In particular, the Board expressed concern with Summitt's "two part" contract which
included a "Registration Form," and a "Customer Agreement with Terms and Conditions."
"The initial contractual document was curiously entitled 'Registration Form,'" the
Board said. "This is the document that was signed by the prospective customer at
the doorstep. In Summitt's view, the execution of this 'Registration Form' creates
a complete contractual nexus with the customer once the separate Customer Agreement
with Terms and Conditions document was delivered. It is noteworthy that this initial
document is ambiguous as to its status as a binding contractual document. Certainly
the title of the document seems to create an impression that the prospective customer
is merely registering for a program, or signing up to receive further information,
rather than entering into a long-term fixed-price contract for the provision of electricity,
natural gas, or both," the Board said.
Additionally, the Board said that the "Customer Agreement with Terms and Conditions"
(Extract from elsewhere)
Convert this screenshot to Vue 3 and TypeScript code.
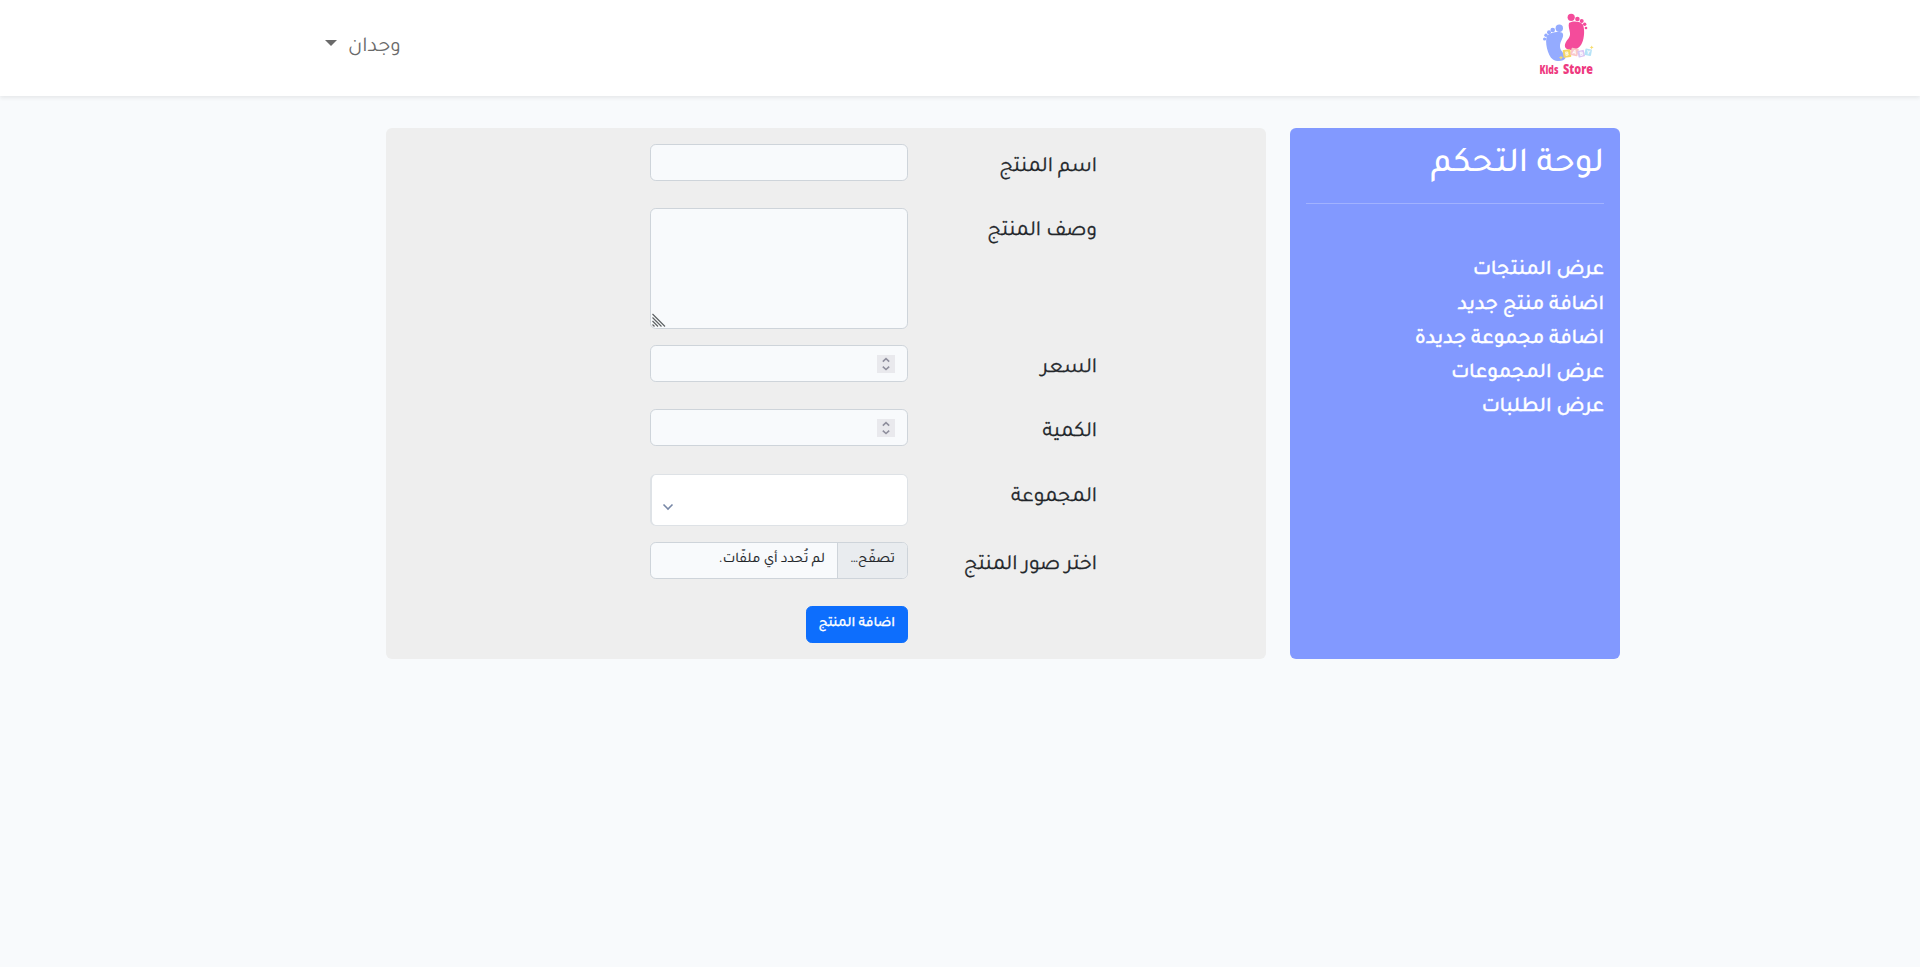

which the Registration Form references, "is also presented in a very ambiguous manner."
"The document looks like a promotional brochure intended to encourage parties to
enter into a contractual relationship, and not as an integral, indeed critical, element
of an existing contractual relationship," the Board said.
"From the evidence before the Board, it appears that the retail salespersons did
not refer to the Registration Form as a binding contractual document when selling
to customers and instead referred to it as an 'application' or 'registration'. The
Board heard repeatedly that the retail salesperson would fill in all of the information
on the form, often in advance of the door-to-door visit. In many cases, customers
clearly had no appreciation of the impact of signing the Registration Form until
well after their interaction with the retail salesperson was over. Moreover, the
retail salespersons repeatedly described the document containing the terms and conditions
as a 'brochure' during their evidence and appear to have used that term when speaking
with the customers. Most tellingly, none of the retail salespersons specifically
referred the prospective customers to any of the specific terms or conditions contained
in the 'Customer Agreement with Terms and Conditions' even though it contained important
details of the contractual arrangement, including terms relating to liquidated damages
and termination of the contract that strongly favoured Summitt," the Board said.
The Board also had "serious concerns" with the price representations contained in
Summitt's brochures. "The trendlines in these brochures typically misrepresented
the actual market price of the respective commodities at the time the sale was being
made and illustrated a fixed price that was lower than what the customer was actually
being offered under Summitt's program," the Board said.
"Another shortcoming of Summitt's comparative pricing information is that it did
not take into account the Provincial Benefit," the Board added.
The Board also said that the required reaffirmation call was, "rarely described as
what it was intended to be - an opportunity for the consumer to review the contractual
terms and reaffirm or not reaffirm a long term fixed price contract for the supply
of electricity and/or natural gas."
Instead, the Board found that agents described the call as, "a confirmation that
the retail salespersons had in fact attended at the house of the prospective customer
... [or] [i]n other instances it was described as a quality assurance kind of exercise
where the performance of the agent would be vetted by the head office."
"It appears to the Board that the effectiveness of the reaffirmation call as a genuine
cooling off device was fatally undermined by the fundamental misunderstanding created
by the retail salesperson during the sale," the Board said.
Accordingly, "[t]he Board does not find this is to be a case of five rogue agents.
As detailed above, a substantial contributor to the misunderstanding of prospective
customers about the true nature of the contractual arrangement they were entering
was not rooted in the actions of the retail salespersons, but rather directly in
the organization of the sale devised and designed by Summitt itself. Further, the
Board finds that while Summitt may have had, on paper, a compliance program, in all
of the circumstances it fell far short of any reasonable standard in its operation,"
the Board said.
The Board's 56-page order, which examines agent behavior in more depth and also addresses
legal questions such as absolute versus strict liability and a defense of due diligence,
can be found here, or in docket EB-2010-0221.